Mechanisms of Prompt-Induced Hallucination in Vision-Language Models
William Rudman, Michal Golovanevsky, Dana Arad, Yonatan Belinkov, Ritambhara Singh, Carsten Eickhoff, Kyle Mahowald
TL;DR
This work investigates prompt-induced hallucinations (PIH) in vision–language models using a controlled object-counting task. By introducing misaligned prompts, the authors show that PIH emerges more when true counts are high, and that a small set of attention heads can causally mediate and suppress PIH through head ablations performed without retraining. The study finds that PIH heads reside in early LM layers and that their ablation shifts attention toward the image and reduces prompt copying, with generalization to a color-prediction task. Across three diverse VLMs, ablations reduce prompt-driven copying by substantial margins (up to 95% in color tasks) and improve visual grounding, though mechanisms are model-specific.
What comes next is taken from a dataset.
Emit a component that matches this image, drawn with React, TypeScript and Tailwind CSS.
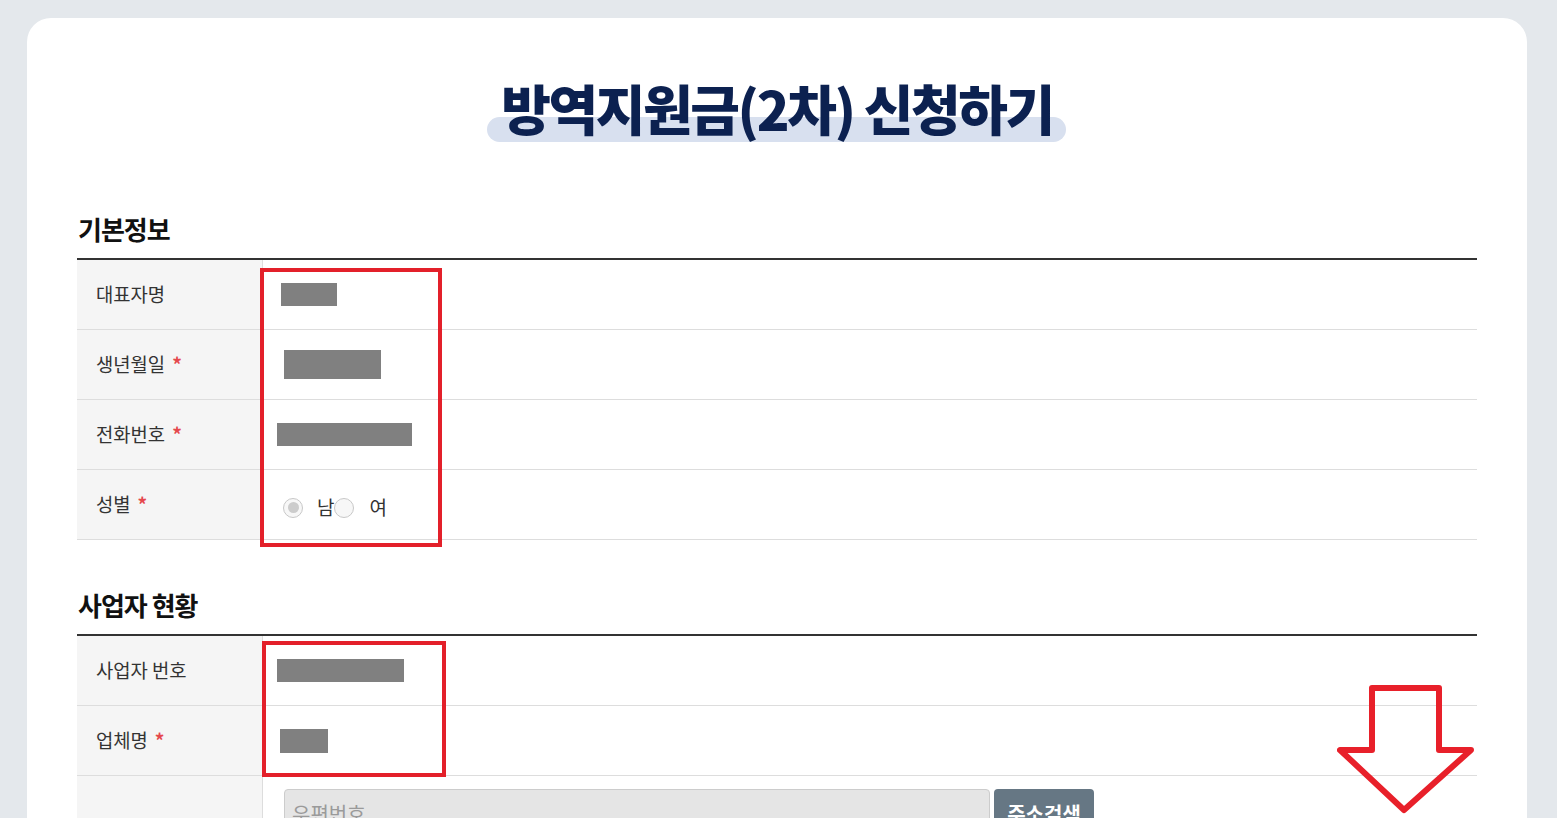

These results highlight a localized, language-model-driven source of PIH and suggest practical, data-free interventions to improve alignment in multimodal systems.
Abstract
Large vision-language models (VLMs) are highly capable, yet often hallucinate by favoring textual prompts over visual evidence. We study this failure mode in a controlled object-counting setting, where the prompt overstates the number of objects in the image (e.g., asking a model to describe four waterlilies when only three are present). At low object counts, models often correct the overestimation, but as the number of objects increases, they increasingly conform to the prompt regardless of the discrepancy. Through mechanistic analysis of three VLMs, we identify a small set of attention heads whose ablation substantially reduces prompt-induced hallucinations (PIH) by at least 40% without additional training. Across models, PIH-heads mediate prompt copying in model-specific ways. We characterize these differences and show that PIH ablation increases correction toward visual evidence. Our findings offer insights into the internal mechanisms driving prompt-induced hallucinations, revealing model-specific differences in how these behaviors are implemented.